[Front-end source files]

===

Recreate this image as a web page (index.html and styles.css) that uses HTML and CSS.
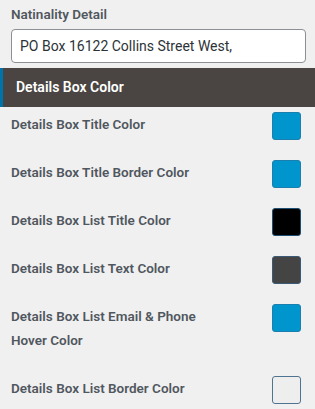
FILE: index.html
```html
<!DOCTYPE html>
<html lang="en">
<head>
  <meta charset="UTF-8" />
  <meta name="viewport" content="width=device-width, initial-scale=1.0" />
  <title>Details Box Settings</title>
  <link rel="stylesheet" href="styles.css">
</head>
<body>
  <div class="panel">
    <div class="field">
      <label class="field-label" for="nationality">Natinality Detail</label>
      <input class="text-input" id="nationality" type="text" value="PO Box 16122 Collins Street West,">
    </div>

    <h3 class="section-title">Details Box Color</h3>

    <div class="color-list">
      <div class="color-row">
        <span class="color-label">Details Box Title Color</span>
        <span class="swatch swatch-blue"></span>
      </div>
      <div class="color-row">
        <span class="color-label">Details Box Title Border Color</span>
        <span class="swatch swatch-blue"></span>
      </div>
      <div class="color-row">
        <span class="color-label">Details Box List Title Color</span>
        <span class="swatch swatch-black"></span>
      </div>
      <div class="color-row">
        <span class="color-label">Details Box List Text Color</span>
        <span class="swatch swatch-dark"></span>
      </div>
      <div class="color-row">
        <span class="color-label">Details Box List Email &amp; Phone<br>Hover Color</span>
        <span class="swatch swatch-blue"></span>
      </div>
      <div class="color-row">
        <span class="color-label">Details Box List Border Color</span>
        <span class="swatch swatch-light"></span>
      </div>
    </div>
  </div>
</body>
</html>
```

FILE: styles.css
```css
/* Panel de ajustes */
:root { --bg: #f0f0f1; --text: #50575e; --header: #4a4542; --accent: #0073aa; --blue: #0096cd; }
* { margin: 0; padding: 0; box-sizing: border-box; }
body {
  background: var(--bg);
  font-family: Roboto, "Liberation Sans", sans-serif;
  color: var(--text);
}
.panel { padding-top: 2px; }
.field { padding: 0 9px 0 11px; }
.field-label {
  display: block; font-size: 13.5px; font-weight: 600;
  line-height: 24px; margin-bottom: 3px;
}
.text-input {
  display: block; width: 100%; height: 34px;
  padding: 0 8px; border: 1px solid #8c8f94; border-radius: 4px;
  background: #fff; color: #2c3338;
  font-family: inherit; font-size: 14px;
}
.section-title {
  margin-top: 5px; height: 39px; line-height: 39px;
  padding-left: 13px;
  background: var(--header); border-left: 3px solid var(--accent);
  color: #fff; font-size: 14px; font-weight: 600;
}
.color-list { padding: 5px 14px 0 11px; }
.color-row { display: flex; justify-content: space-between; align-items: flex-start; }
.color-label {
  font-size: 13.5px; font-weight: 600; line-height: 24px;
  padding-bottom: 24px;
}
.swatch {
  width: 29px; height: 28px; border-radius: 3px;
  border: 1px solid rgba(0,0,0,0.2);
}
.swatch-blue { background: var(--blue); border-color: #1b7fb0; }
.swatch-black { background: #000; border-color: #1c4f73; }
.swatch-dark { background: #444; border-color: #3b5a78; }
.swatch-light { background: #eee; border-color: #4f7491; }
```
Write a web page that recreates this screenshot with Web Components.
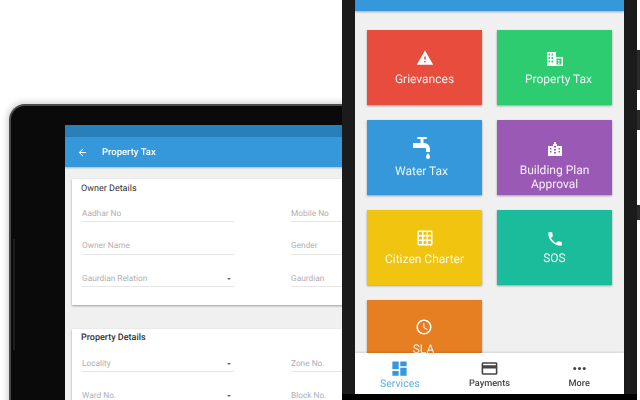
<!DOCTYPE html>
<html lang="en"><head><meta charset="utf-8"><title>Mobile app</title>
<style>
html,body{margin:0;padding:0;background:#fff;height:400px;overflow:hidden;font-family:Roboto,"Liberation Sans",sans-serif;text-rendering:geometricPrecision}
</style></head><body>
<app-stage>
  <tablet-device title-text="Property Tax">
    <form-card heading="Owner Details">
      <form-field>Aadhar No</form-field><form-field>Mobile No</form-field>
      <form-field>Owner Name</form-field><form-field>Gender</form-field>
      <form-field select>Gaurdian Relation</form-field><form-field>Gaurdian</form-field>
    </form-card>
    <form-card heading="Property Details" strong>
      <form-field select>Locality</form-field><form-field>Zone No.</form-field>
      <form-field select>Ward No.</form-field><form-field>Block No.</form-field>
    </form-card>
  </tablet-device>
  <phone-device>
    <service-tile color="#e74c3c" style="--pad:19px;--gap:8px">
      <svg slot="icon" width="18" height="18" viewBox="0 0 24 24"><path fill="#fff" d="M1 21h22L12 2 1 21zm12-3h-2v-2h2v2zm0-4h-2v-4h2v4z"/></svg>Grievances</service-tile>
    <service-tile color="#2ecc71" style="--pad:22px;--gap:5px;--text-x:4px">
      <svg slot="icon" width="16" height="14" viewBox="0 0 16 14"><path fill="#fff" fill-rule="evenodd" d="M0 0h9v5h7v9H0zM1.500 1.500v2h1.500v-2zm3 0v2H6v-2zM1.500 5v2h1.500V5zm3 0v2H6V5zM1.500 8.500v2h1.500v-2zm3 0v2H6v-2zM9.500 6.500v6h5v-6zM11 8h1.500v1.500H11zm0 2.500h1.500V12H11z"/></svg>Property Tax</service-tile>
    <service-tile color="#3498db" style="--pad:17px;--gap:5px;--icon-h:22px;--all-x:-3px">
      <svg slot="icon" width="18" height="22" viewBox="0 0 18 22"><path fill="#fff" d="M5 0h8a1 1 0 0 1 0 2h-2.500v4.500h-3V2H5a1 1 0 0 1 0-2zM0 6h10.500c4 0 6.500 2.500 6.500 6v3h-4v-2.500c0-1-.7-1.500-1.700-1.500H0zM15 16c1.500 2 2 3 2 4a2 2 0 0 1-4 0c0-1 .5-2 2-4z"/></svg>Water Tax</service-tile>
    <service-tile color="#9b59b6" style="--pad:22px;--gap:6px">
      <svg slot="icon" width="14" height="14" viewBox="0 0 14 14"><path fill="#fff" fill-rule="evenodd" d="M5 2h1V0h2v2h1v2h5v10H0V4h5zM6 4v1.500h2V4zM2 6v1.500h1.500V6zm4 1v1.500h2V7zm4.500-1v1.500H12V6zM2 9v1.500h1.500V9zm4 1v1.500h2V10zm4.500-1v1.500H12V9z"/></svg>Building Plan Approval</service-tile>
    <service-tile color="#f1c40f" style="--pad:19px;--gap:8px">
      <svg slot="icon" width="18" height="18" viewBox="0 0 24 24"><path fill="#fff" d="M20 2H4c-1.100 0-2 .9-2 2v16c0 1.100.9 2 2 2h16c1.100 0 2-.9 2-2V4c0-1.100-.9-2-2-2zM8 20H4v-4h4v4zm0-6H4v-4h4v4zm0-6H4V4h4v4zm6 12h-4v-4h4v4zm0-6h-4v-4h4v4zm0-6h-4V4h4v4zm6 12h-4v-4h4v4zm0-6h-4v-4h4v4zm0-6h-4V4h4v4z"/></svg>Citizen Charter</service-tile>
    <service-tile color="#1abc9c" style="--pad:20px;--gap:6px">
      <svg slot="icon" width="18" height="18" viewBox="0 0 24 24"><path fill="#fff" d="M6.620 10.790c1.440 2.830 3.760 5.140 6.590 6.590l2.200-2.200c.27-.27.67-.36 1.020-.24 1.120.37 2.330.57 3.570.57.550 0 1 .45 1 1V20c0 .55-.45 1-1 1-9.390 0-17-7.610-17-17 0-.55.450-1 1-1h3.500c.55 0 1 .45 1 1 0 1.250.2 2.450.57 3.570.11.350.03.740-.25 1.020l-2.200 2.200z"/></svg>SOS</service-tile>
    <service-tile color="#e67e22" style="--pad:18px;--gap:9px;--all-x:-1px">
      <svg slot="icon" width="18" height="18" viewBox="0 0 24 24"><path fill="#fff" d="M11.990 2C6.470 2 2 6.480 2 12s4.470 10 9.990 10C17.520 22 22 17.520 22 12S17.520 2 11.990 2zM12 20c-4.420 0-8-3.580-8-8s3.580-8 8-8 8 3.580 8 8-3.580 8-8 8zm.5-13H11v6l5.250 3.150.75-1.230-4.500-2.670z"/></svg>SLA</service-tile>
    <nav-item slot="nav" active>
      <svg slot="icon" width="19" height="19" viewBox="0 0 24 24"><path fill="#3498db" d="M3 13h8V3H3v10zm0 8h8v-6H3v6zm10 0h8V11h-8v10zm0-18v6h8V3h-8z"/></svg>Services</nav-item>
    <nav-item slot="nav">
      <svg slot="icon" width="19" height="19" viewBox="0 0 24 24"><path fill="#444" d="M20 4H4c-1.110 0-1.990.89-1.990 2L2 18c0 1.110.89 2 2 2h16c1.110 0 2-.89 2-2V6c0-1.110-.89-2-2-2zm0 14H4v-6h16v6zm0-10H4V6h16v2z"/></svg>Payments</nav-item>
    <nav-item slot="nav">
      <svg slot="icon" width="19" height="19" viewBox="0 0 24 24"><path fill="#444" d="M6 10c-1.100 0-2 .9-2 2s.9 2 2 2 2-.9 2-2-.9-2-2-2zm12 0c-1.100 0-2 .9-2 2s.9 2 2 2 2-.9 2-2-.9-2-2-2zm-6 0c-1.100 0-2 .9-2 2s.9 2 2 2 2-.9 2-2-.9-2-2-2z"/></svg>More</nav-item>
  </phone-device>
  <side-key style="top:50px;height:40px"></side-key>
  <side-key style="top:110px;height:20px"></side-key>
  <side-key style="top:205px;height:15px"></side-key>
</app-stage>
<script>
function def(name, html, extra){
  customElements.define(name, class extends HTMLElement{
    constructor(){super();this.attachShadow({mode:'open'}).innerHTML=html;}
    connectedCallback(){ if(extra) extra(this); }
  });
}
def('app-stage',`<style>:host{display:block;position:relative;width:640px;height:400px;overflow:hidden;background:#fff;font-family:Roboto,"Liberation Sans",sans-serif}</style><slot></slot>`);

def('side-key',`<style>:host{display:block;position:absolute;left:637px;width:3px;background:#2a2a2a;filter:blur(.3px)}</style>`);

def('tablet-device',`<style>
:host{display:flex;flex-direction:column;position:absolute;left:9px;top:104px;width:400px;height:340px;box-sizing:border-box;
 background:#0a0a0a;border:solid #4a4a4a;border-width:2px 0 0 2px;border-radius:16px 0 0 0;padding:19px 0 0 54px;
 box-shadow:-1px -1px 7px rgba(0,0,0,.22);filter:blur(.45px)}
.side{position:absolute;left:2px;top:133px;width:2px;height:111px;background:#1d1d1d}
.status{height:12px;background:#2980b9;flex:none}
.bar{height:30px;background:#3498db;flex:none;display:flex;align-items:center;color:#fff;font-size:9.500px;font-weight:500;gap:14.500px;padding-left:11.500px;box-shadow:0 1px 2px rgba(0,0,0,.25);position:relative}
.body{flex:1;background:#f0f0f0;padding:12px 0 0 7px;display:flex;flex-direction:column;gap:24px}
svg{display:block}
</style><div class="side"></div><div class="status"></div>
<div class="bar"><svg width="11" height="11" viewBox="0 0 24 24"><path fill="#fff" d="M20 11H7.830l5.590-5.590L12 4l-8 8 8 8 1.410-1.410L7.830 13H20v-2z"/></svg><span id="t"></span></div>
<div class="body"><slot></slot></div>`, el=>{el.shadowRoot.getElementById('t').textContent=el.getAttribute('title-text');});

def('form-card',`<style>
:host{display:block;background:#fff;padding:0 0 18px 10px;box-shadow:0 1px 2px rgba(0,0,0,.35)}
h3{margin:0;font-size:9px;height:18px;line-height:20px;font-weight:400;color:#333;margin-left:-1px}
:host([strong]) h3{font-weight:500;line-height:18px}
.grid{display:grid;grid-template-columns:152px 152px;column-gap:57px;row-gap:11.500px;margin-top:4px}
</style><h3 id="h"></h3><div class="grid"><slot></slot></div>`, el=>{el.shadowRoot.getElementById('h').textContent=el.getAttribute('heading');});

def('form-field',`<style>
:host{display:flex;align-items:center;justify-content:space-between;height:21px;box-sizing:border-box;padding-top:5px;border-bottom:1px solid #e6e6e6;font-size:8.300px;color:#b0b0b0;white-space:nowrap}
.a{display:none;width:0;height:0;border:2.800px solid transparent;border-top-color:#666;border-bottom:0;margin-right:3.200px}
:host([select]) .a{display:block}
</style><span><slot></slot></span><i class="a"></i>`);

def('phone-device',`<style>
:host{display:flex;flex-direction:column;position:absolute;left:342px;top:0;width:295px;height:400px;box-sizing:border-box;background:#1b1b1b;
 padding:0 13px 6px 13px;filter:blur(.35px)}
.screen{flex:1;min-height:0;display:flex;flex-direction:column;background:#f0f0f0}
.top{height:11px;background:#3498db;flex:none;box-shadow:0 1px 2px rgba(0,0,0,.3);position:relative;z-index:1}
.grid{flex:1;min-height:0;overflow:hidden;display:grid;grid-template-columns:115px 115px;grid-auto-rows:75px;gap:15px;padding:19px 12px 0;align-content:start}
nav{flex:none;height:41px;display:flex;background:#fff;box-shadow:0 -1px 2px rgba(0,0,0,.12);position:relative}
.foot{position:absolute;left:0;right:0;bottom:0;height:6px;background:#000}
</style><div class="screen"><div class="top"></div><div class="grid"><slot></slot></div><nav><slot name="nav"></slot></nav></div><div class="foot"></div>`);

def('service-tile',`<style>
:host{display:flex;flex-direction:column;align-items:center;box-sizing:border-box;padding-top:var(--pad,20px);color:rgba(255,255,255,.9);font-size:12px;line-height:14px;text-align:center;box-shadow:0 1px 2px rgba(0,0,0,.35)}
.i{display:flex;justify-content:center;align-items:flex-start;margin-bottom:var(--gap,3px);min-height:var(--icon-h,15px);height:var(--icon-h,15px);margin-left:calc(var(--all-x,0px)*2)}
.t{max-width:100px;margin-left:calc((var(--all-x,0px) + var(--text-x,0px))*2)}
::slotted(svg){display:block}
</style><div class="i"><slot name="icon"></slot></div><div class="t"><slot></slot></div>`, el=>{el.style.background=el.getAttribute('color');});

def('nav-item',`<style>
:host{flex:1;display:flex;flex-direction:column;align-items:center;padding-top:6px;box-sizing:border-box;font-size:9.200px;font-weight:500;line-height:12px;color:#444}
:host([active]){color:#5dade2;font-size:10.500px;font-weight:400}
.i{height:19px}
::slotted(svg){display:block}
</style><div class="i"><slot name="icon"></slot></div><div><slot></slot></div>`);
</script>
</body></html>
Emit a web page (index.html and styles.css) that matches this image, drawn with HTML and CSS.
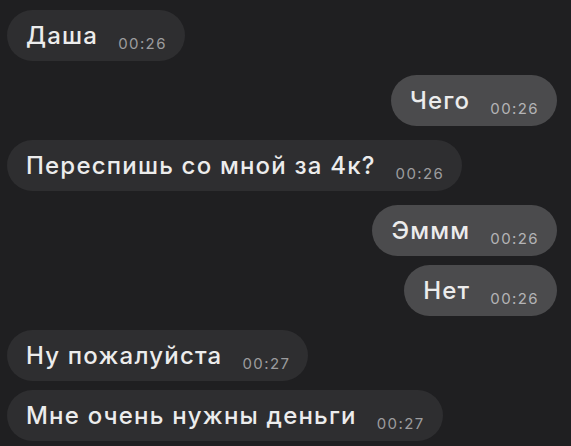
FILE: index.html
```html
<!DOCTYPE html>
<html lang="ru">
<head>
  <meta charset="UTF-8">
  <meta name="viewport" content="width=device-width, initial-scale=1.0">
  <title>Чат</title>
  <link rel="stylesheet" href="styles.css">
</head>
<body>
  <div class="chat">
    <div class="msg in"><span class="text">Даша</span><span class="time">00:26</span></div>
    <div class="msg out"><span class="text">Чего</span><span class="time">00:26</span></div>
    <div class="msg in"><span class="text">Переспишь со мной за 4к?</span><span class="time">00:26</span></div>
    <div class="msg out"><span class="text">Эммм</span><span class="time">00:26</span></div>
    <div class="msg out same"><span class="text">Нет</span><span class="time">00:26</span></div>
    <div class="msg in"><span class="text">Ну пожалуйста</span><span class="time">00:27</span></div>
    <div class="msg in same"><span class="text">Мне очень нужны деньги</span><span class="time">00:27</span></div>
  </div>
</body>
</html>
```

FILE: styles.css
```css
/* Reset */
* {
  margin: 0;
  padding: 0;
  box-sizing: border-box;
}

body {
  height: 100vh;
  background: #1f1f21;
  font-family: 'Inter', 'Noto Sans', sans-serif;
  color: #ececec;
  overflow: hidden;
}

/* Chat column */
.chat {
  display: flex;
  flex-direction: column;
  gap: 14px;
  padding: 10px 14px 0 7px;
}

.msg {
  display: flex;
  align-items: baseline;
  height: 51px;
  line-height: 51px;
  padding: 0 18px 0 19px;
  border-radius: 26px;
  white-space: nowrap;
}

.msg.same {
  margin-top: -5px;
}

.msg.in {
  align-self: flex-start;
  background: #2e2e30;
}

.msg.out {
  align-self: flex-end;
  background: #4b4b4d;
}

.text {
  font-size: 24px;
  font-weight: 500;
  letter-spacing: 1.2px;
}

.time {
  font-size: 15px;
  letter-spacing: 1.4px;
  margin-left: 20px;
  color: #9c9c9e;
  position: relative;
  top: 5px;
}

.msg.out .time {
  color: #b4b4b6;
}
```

===

-- WHAT YOU NEED TO DO --
Among the lines of the material, find those that hold the word "page" and copy them.

-- RESULT OF THIS TASK --
Recreate this image as a web page (index.html and styles.css) that uses HTML and CSS.
Write a web page that recreates this screenshot with Web Components.
Emit a web page (index.html and styles.css) that matches this image, drawn with HTML and CSS.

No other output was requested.